SEC Charges North Carolina CEO with Fraud

Federal regulators have charged Mooresville, NC based Bebida Beverage and its former CEO Brian Weber, 51, with operating a fraudulent scheme to generate cash for his own benefit, and to support “Bebida’s failing business operations.”

In a statement this week, the Securities Exchange Commission said a U.S. District Court judge for the Eastern District of New York ordered Weber to pay nearly $400,000, which includes disgorgement (repayment of funds obtained illegally) and civil penalties.

According to the SEC’s complaint, Weber operated a “multi-pronged scheme” from early 2014 through late 2015 to siphon funds from Bebida, a publicly traded company that manufactured energy shots and carbonated “relaxation drinks” such as KOMA Unwind, according to press releases from the company.
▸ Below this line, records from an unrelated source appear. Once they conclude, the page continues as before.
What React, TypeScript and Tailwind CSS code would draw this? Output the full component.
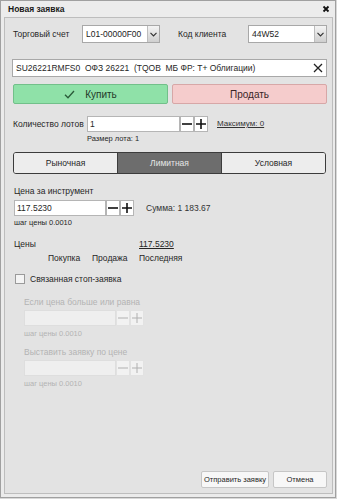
import React from 'react';

const font = { fontFamily: '"Liberation Sans", Arial, sans-serif' };

const Stepper = ({ disabled }: { disabled?: boolean }) => (
  <div className="flex">
    {['minus', 'plus'].map((k) => (
      <div
        key={k}
        className={`w-[14px] h-[16px] flex items-center justify-center border ${
          disabled ? 'bg-[#f2f2f2] border-[#e2e2e2]' : 'bg-white border-[#b5b5b5]'
        }`}
      >
        <svg width="10" height="10" viewBox="0 0 10 10">
          <path
            d={k === 'minus' ? 'M0 5h10' : 'M0 5h10M5 0v10'}
            stroke={disabled ? '#b0b0b0' : '#111'}
            strokeWidth={disabled ? 1 : 1.6}
          />
        </svg>
      </div>
    ))}
  </div>
);

const Select = ({ value, width }: { value: string; width: string }) => (
  <div className={`${width} h-[18px] flex border border-[#a8a8a8] bg-white`}>
    <div className="flex-1 px-[3px] flex items-center text-[8.5px] text-[#222]">{value}</div>
    <div className="w-[12px] flex items-center justify-center bg-gradient-to-b from-[#f4f4f4] to-[#cfcfcf] border-l border-[#bdbdbd]">
      <svg width="7" height="5" viewBox="0 0 7 5">
        <path d="M0.5 0.8L3.5 3.8L6.5 0.8" fill="none" stroke="#333" strokeWidth="1.2" />
      </svg>
    </div>
  </div>
);

const StopBlock = ({ label }: { label: string }) => (
  <div className="flex flex-col text-[#b3b3b3]">
    <div className="text-[8.5px] leading-[11px] mb-[2px]">{label}</div>
    <div className="flex">
      <div className="w-[92px] h-[16px] bg-[#efefef] border border-[#dedede]" />
      <Stepper disabled />
    </div>
    <div className="text-[7.5px] leading-[10px] mt-[3px]">шаг цены 0.0010</div>
  </div>
);

export default function App() {
  return (
    <div className="w-[337px] h-[499px] bg-[#d8d8d8] overflow-hidden whitespace-nowrap" style={font}>
      <div className="w-[336px] h-[498px] bg-[#ebebeb] border border-[#a0a0a0] flex flex-col">
        <div className="h-[16px] flex items-center justify-between pl-[7px] pr-[5px] bg-[#ececec]">
          <span className="text-[8.5px] font-bold text-[#1a1a1a]">Новая заявка</span>
          <svg width="8" height="8" viewBox="0 0 8 8">
            <path d="M1.5 1.5L6.5 6.5M6.5 1.5L1.5 6.5" stroke="#111" strokeWidth="1.8" />
          </svg>
        </div>
        <div className="flex-1 ml-[3px] mr-[2px] mb-[3px] bg-[#e3e3e3] border border-[#bdbdbd] flex flex-col pl-[7px] pr-[5px] pt-[7px] pb-[5px] text-[#262626]">
          <div className="flex items-center">
            <span className="text-[8.5px] w-[70px] pl-[1px]">Торговый счет</span>
            <Select value="L01-00000F00" width="w-[78px]" />
            <span className="text-[8.5px] ml-[18px] w-[70px]">Код клиента</span>
            <Select value="44W52" width="w-[79px]" />
          </div>

          <div className="mt-[16px] h-[18px] flex items-center bg-white border border-[#a8a8a8] pl-[3px] pr-[3px]">
            <span className="flex-1 text-[8.5px] whitespace-pre">SU26221RMFS0  ОФЗ 26221  (TQOB  МБ ФР: Т+ Облигации)</span>
            <svg width="10" height="10" viewBox="0 0 10 10">
              <path d="M1 1L9 9M9 1L1 9" stroke="#222" strokeWidth="1.3" />
            </svg>
          </div>

          <div className="mt-[7px] flex gap-[4px] h-[20px] pl-[1px]">
            <div className="flex-1 flex items-center justify-center gap-[10px] bg-[#8fe1a8] border border-[#72c08a] rounded-[2px]">
              <svg width="11" height="9" viewBox="0 0 11 9">
                <path d="M1 4.8L4 7.8L10 1" fill="none" stroke="#2a5a38" strokeWidth="1.3" />
              </svg>
              <span className="text-[10px] text-[#1f3a28]">Купить</span>
            </div>
            <div className="flex-1 flex items-center justify-center bg-[#f5cccc] border border-[#d7a7a7] rounded-[2px]">
              <span className="text-[10px] text-[#3a2626]">Продать</span>
            </div>
          </div>

          <div className="mt-[12px] flex items-center">
            <span className="text-[8.5px] w-[75px] pl-[1px]">Количество лотов</span>
            <div className="w-[93px] h-[16px] bg-white border border-[#b5b5b5] px-[2px] flex items-center text-[8.5px]">1</div>
            <Stepper />
            <span className="ml-[9px] text-[8px] underline text-[#333]">Максимум: 0</span>
          </div>
          <div className="ml-[75px] mt-[2px] text-[7.5px] leading-[10px]">Размер лота: 1</div>

          <div className="mt-[8px] mx-[1px] flex h-[22px] border border-[#3c3c3c] rounded-[3px] overflow-hidden">
            <div className="flex-1 flex items-center justify-center bg-[#ededed] text-[8.5px]">Рыночная</div>
            <div className="flex-1 flex items-center justify-center bg-[#6d6d6d] text-[8.5px] text-[#e6e6e6] border-x border-[#3c3c3c]">
              Лимитная
            </div>
            <div className="flex-1 flex items-center justify-center bg-[#ededed] text-[8.5px]">Условная</div>
          </div>

          <div className="mt-[12px] pl-[2px] text-[8.5px] leading-[11px]">Цена за инструмент</div>
          <div className="mt-[3px] flex items-center pl-[2px]">
            <div className="w-[92px] h-[16px] bg-white border border-[#b5b5b5] px-[2px] flex items-center text-[8.5px]">117.5230</div>
            <Stepper />
            <span className="ml-[12px] text-[8.5px] text-[#333]">Сумма: 1 183.67</span>
          </div>
          <div className="mt-[2px] pl-[2px] text-[7.5px] leading-[10px]">шаг цены 0.0010</div>

          <div className="mt-[11px] flex text-[8.5px] leading-[11px] pl-[2px]">
            <div className="w-[125px]">Цены</div>
            <div className="underline">117.5230</div>
          </div>
          <div className="mt-[3px] flex text-[8.5px] leading-[11px] pl-[36px]">
            <span className="w-[44px]">Покупка</span>
            <span className="w-[47px]">Продажа</span>
            <span>Последняя</span>
          </div>

          <div className="mt-[9px] flex items-center gap-[5px] pl-[3px]">
            <div className="w-[10px] h-[10px] bg-[#f4f4f4] border border-[#9a9a9a]" />
            <span className="text-[8.5px]">Связанная стоп-заявка</span>
          </div>

          <div className="mt-[11px] pl-[12px] flex flex-col gap-[8px]">
            <StopBlock label="Если цена больше или равна" />
            <StopBlock label="Выставить заявку по цене" />
          </div>

          <div className="mt-auto flex justify-end gap-[4px]">
            <div className="w-[68px] h-[17px] flex items-center justify-center bg-[#f7f7f7] border border-[#c6c6c6] rounded-[2px] text-[7.5px]">
              Отправить заявку
            </div>
            <div className="w-[54px] h-[17px] flex items-center justify-center bg-[#f7f7f7] border border-[#c6c6c6] rounded-[2px] text-[7.5px]">
              Отмена
            </div>
          </div>
        </div>
      </div>
    </div>
  );
}
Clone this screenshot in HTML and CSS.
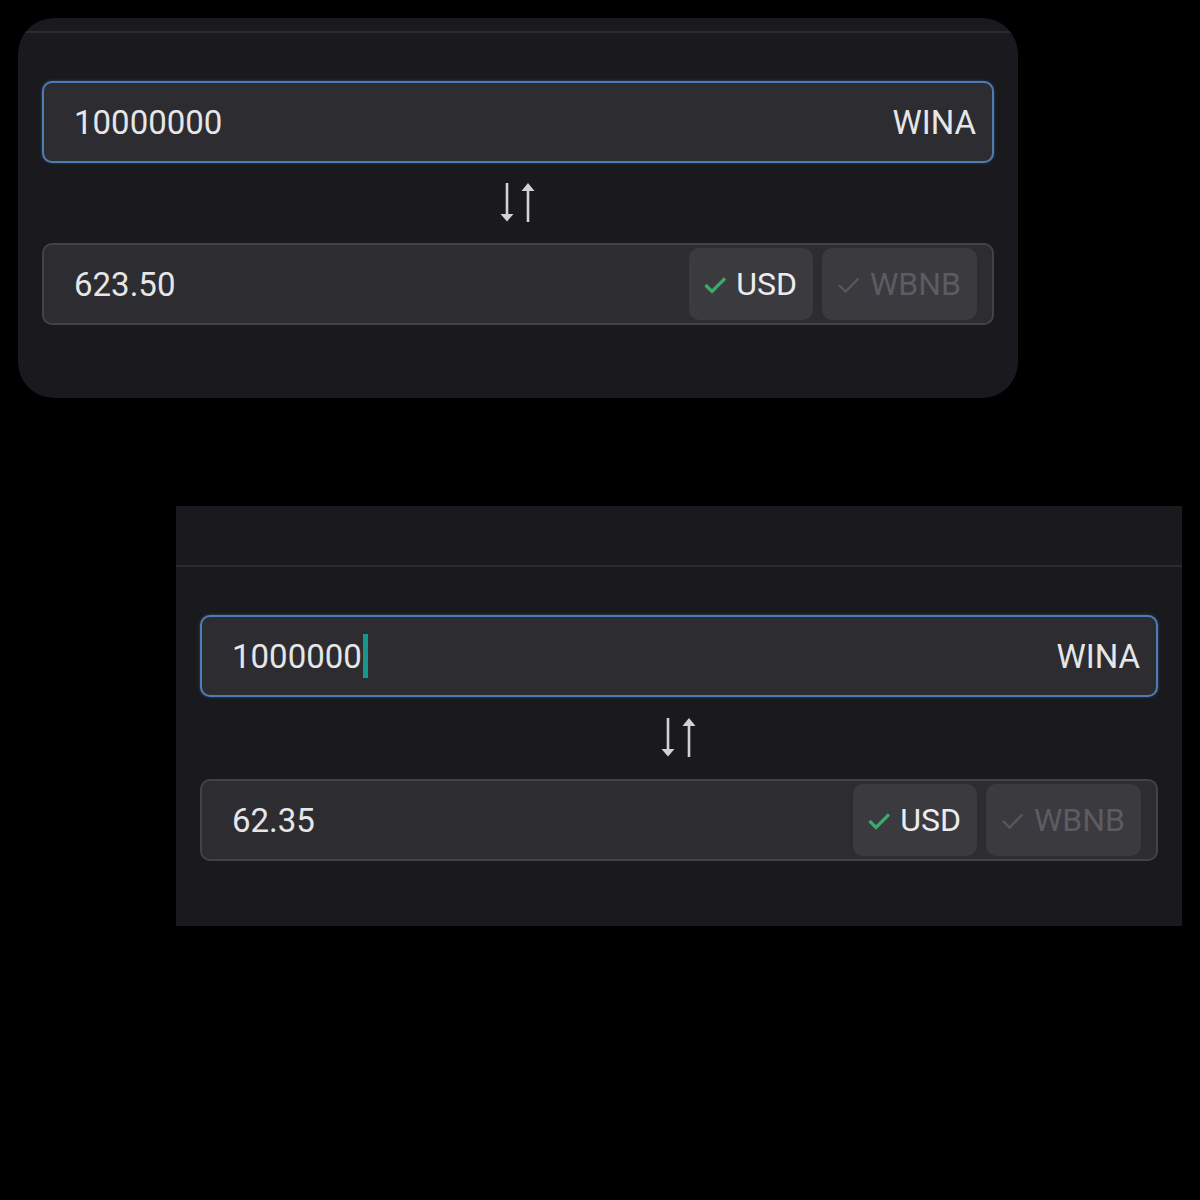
FILE: index.html
```html
<!DOCTYPE html>
<html lang="en">
<head>
    <meta charset="UTF-8">
    <meta name="viewport" content="width=device-width, initial-scale=1.0">
    <title>Convert</title>
    <link rel="stylesheet" href="styles.css">
</head>
<body>
    <!-- converter, first state -->
    <div class="panel panel-rounded">
        <div class="panel-head"></div>
        <div class="panel-body">
            <div class="field field-active">
                <span class="field-value">10000000</span>
                <span class="field-unit">WINA</span>
            </div>
            <div class="swap">
                <svg width="40" height="42" viewBox="0 0 40 42">
                    <line x1="9" y1="1" x2="9" y2="34" stroke="#d2d2d4" stroke-width="2.6"/>
                    <polygon points="2.5,32 15.5,32 9,39.5" fill="#d2d2d4"/>
                    <line x1="30" y1="8" x2="30" y2="40" stroke="#d2d2d4" stroke-width="2.6"/>
                    <polygon points="23.5,9 36.5,9 30,1" fill="#d2d2d4"/>
                </svg>
            </div>
            <div class="field">
                <span class="field-value">623.50</span>
                <div class="units">
                    <button class="unit unit-on">
                        <svg width="22" height="18" viewBox="0 0 22 18"><path d="M1.5 9 L8 15.5 L21 2.5" fill="none" stroke="#3fa86d" stroke-width="3.2"/></svg>
                        USD
                    </button>
                    <button class="unit">
                        <svg width="23" height="18" viewBox="0 0 22 18"><path d="M1.5 9 L8 15.5 L21 2.5" fill="none" stroke="#57575c" stroke-width="2.4"/></svg>
                        WBNB
                    </button>
                </div>
            </div>
        </div>
    </div>

    <!-- converter, second state -->
    <div class="panel panel-wide">
        <div class="panel-head panel-head-tall"></div>
        <div class="panel-body">
            <div class="field field-active">
                <span class="field-value">1000000<span class="caret"></span></span>
                <span class="field-unit">WINA</span>
            </div>
            <div class="swap swap-tall">
                <svg width="40" height="42" viewBox="0 0 40 42">
                    <line x1="9" y1="1" x2="9" y2="34" stroke="#d2d2d4" stroke-width="2.6"/>
                    <polygon points="2.5,32 15.5,32 9,39.5" fill="#d2d2d4"/>
                    <line x1="30" y1="8" x2="30" y2="40" stroke="#d2d2d4" stroke-width="2.6"/>
                    <polygon points="23.5,9 36.5,9 30,1" fill="#d2d2d4"/>
                </svg>
            </div>
            <div class="field">
                <span class="field-value">62.35</span>
                <div class="units">
                    <button class="unit unit-on">
                        <svg width="22" height="18" viewBox="0 0 22 18"><path d="M1.5 9 L8 15.5 L21 2.5" fill="none" stroke="#3fa86d" stroke-width="3.2"/></svg>
                        USD
                    </button>
                    <button class="unit">
                        <svg width="23" height="18" viewBox="0 0 22 18"><path d="M1.5 9 L8 15.5 L21 2.5" fill="none" stroke="#57575c" stroke-width="2.4"/></svg>
                        WBNB
                    </button>
                </div>
            </div>
        </div>
    </div>
</body>
</html>
```

FILE: styles.css
```css
body {
    margin: 0;
    padding-top: 18px;
    background-color: #000;
    font-family: Roboto, "Liberation Sans", sans-serif;
    color: #e6e6e8;
}
.panel {
    background-color: #1a1a1e;
    overflow: hidden;
    box-sizing: border-box;
}
.panel-rounded {
    width: 1000px;
    height: 380px;
    margin-left: 18px;
    border-radius: 36px;
}
.panel-wide {
    width: 1006px;
    height: 420px;
    margin-left: 176px;
    margin-top: 108px;
}
.panel-head {
    height: 13px;
    border-bottom: 2px solid #2b2b30;
}
.panel-head-tall {
    height: 59px;
}
.panel-body {
    padding: 48px 24px 0;
}
.field {
    height: 82px;
    box-sizing: border-box;
    background-color: #2c2c31;
    border: 2px solid #424247;
    border-radius: 10px;
    display: flex;
    align-items: center;
    justify-content: space-between;
    padding: 0 15px 0 30px;
}
.field-active {
    border-color: #4d7db3;
    box-shadow: 0 0 3px rgba(77, 125, 179, 0.5);
    padding-right: 16px;
}
.field-value {
    font-size: 33px;
    display: flex;
    align-items: center;
}
.field-unit {
    font-size: 33px;
}
.caret {
    width: 5px;
    height: 44px;
    background-color: #17968a;
    margin-left: 1px;
}
.swap {
    height: 80px;
    display: flex;
    align-items: center;
    justify-content: center;
}
.swap-tall {
    height: 82px;
}
.units {
    display: flex;
    gap: 9px;
    align-self: stretch;
    padding: 3px 0;
}
.unit {
    font-family: Roboto, "Liberation Sans", sans-serif;
    font-size: 32px;
    color: #5c5c61;
    background-color: #3a3a3f;
    border: none;
    border-radius: 10px;
    padding: 0 16px 0 15px;
    display: flex;
    align-items: center;
    gap: 10px;
    cursor: pointer;
}
.unit svg {
    margin-top: 1px;
}
.unit-on {
    color: #ececee;
}
```
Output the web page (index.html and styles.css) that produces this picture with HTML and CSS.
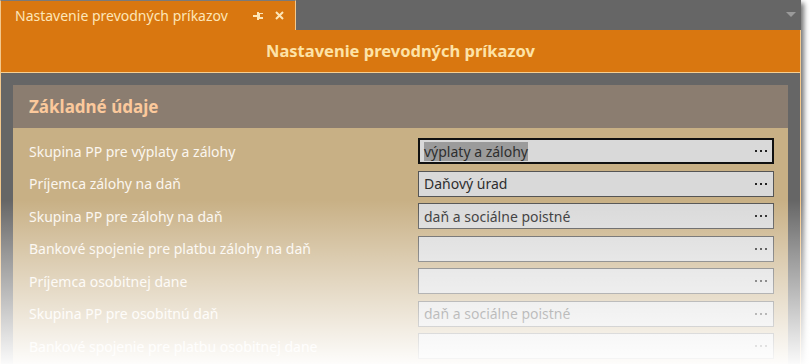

Weber is accused creating a fictitious convertible note, which is a form of short-term debt that can be converted into equity, Weber then had the note turned into common shares that were sold to the public, with the proceeds going back to Weber.

Weber also sold fake convertible notes and altered the checks he received as payment, which he then deposited into his own accounts, the SEC said.

Weber was president and CEO of Bebida, also called BeBevCo, from April 2009 until at least June 2017, according to the SEC’s complaint.

In 2015, the Food & Drug Administration issued a warning to Weber over the use of melatonin, an unsafe food additive, in KOMA, according to the warning letter on the FDA’s website.

The SEC is charging Bebida and Weber with violating registration and anti-fraud provisions of the federal securities laws. The commission said its investigation of Bebida and Weber is ongoing.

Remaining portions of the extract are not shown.